Species of crab spider

Tmarus cancellatus is a species of crab spider in the family Thomisidae. It is found across sub-Saharan Africa, from West Africa to southern Africa. The species is also known by the common name Cameroon Tmarus crab spider.

==Taxonomy==
Tmarus cancellatus was first described by Tamerlan Thorell in 1899 from specimens collected in Cameroon. In 1907, Eugène Simon described Tmarus semicretaceus from the same region, which was later determined to be a junior synonym of T. cancellatus by Comellini in 1955.

==Distribution==
Tmarus cancellatus has a wide distribution across sub-Saharan Africa. It has been recorded from Ivory Coast, Gabon, Nigeria, Cameroon, Republic of the Congo, Equatorial Guinea (Bioko), Zimbabwe, and South Africa.
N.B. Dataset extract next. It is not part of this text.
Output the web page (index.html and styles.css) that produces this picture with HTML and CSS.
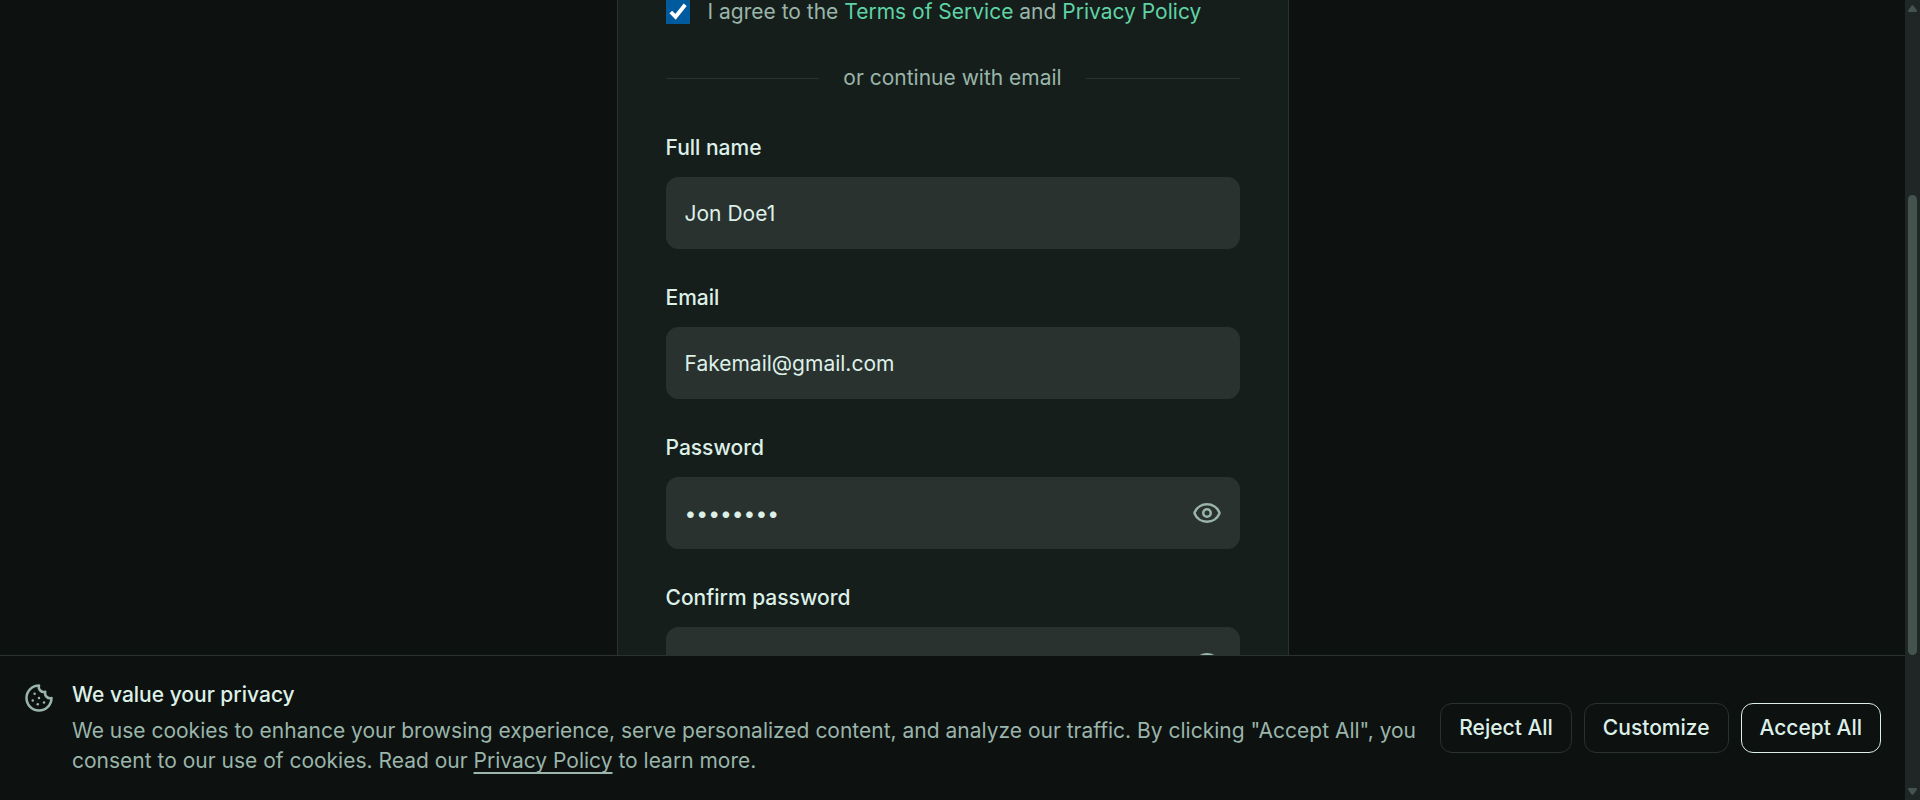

In South Africa, the species is known from Eastern Cape, KwaZulu-Natal, Limpopo, and Mpumalanga. Notable locations include the Kruger National Park, iSimangaliso Wetland Park, and Polokwane Nature Reserve.

==Habitat==
Tmarus cancellatus is a free-living spider that inhabits plants, typically found on trees. In South Africa, it has been recorded from various biomes including Forest, Savanna, Indian Ocean Coastal Belt, and Thicket biomes. The species occurs at elevations ranging from 51 to 1,310 m above sea level.

==Conservation status==
Tmarus cancellatus is classified as Least Concern due to its wide geographical range across Africa. In South Africa, the species is found in several protected areas and faces no significant threats.

==Description==

Females of Tmarus cancellatus reach a body length of 5.75 mm, while a larger specimen from Basoko measured 7.5 mm. The legs are light brown with white markings along their entire length, except on the underside of the anterior segments. The chelicerae are dull white on top, with this white coloration dominating the entire body, particularly in females where the upper surface is almost completely white.